This is great! I loved your old version of RotatedRegion3 and it’s been incredibly useful in many projects. Any time that I want to do collision detection I reach for this tool!
My favorite use case was a C&C Renegade-esque RTS/FPS project I worked on a while back for another person. Players could place buildings like in any other RTS, but they were big enough that players could walk into them! I needed to disallow placing buildings such that they overlap other buildings or the terrain (made of parts), so some kind of collision detection was needed.
I wanted to make it obvious to the player where they could or could not place any given building, so I decided to have a “ghost” version of a building showing where it will be placed, and to color the “ghost” red or green to show if it’s overlapping something:
This means running the collision detection every frame, between several parts. To make this performant with many buildings and terrain consisting of 1000s of parts I used octrees (or quadtrees, don’t remember) to filter out things that were too far away to collide anyway. I also enclosed every building in a single part describing it’s bounding box (not axis aligned), to further filter out buildings that weren’t even close to touching, despite being physically close. Finally, the actual collision detection only needed to be run between 1 to 5 parts per building in the vicinity (5 for the most complicated buildings).
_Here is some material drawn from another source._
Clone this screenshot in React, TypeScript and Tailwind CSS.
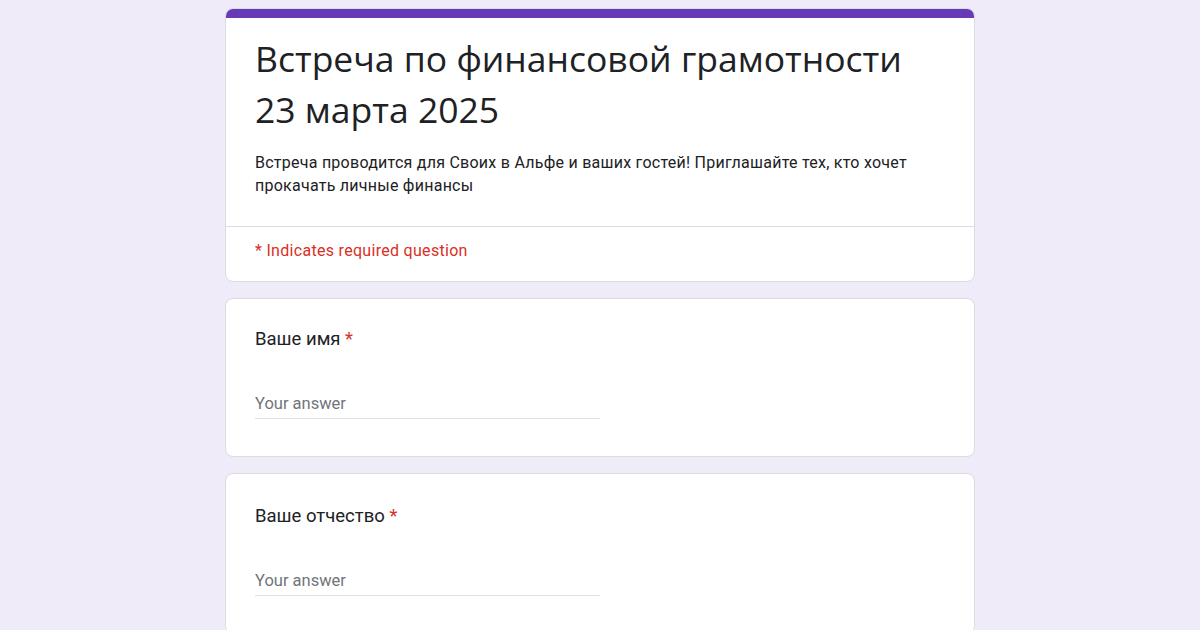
import React from "react";

function Question({ label, pt, pb }: { label: string; pt: string; pb: string }) {
  return (
    <div className={`bg-white rounded-lg border border-[#dadce0] px-[29px] ${pt} ${pb}`}>
      <div className="text-[18.5px] leading-[24px] text-[#202124]">
        {label}
        <span className="text-[#d93025]"> *</span>
      </div>
      <div className="mt-[43px] w-[345px] border-b border-[#e0e0e0] pb-[4px] text-[16.5px] leading-[20px] text-[#70757a]">
        Your answer
      </div>
    </div>
  );
}

export default function App() {
  return (
    <div
      className="min-h-[630px] bg-[#f0ebf8] pt-[8px]"
      style={{ fontFamily: "Roboto, 'Liberation Sans', sans-serif" }}
    >
      <div className="mx-auto w-[750px] flex flex-col gap-[16px]">
        <div className="bg-white rounded-lg border border-[#dadce0] overflow-hidden">
          <div className="h-[10px] bg-[#673ab7] -mx-px -mt-px" />
          <div className="px-[29px] pt-[15px] pb-[29px] border-b border-[#dadce0]">
            <div
              className="text-[35.5px] leading-[51px] text-[#202124]"
              style={{ fontFamily: "'Open Sans', Roboto, sans-serif" }}
            >
              Встреча по финансовой грамотности
              <br />
              23 марта 2025
            </div>
            <div className="mt-[16px] text-[16px] leading-[23px] tracking-[0.25px] text-[#202124]">
              Встреча проводится для Своих в Альфе и ваших гостей! Приглашайте тех, кто хочет
              <br />
              прокачать личные финансы
            </div>
          </div>
          <div className="px-[29px] pt-[14px] pb-[20px] text-[16px] leading-[20px] tracking-[0.3px] text-[#d93025]">
            * Indicates required question
          </div>
        </div>
        <Question label="Ваше имя" pt="pt-[28px]" pb="pb-[37px]" />
        <Question label="Ваше отчество" pt="pt-[30px]" pb="pb-[37px]" />
      </div>
    </div>
  );
}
The tower in the pictures has a pretty big overhang, and I wanted to allow players to place small buildings beneath towers, as well as on top of or inside certain other buildings. Instead of just enclosing each building in a single volume that excludes other buildings, the “collision volume” can consist of any number of parts for fairly fine control.
Using these optimizations, we got the game to run with no drop in frame rate on my laptop (Intel HD Graphics 4000 and i5-3320M CPU @ 2.60 GHz). IIRC we didn’t do any actual benchmarks other than “yep, it runs at 60 fps”. For reference, my laptop can’t run Phantom Forces without occasionally dipping below 30 fps.
Anyway, I just wrote this to show an example of how this module can be super useful, and to show that it’s fine to do a few collision checks every frame. In a different game I’m just doing a super simple check to see if the player’s feet are touching the ground, so it’s also useful in simpler cases.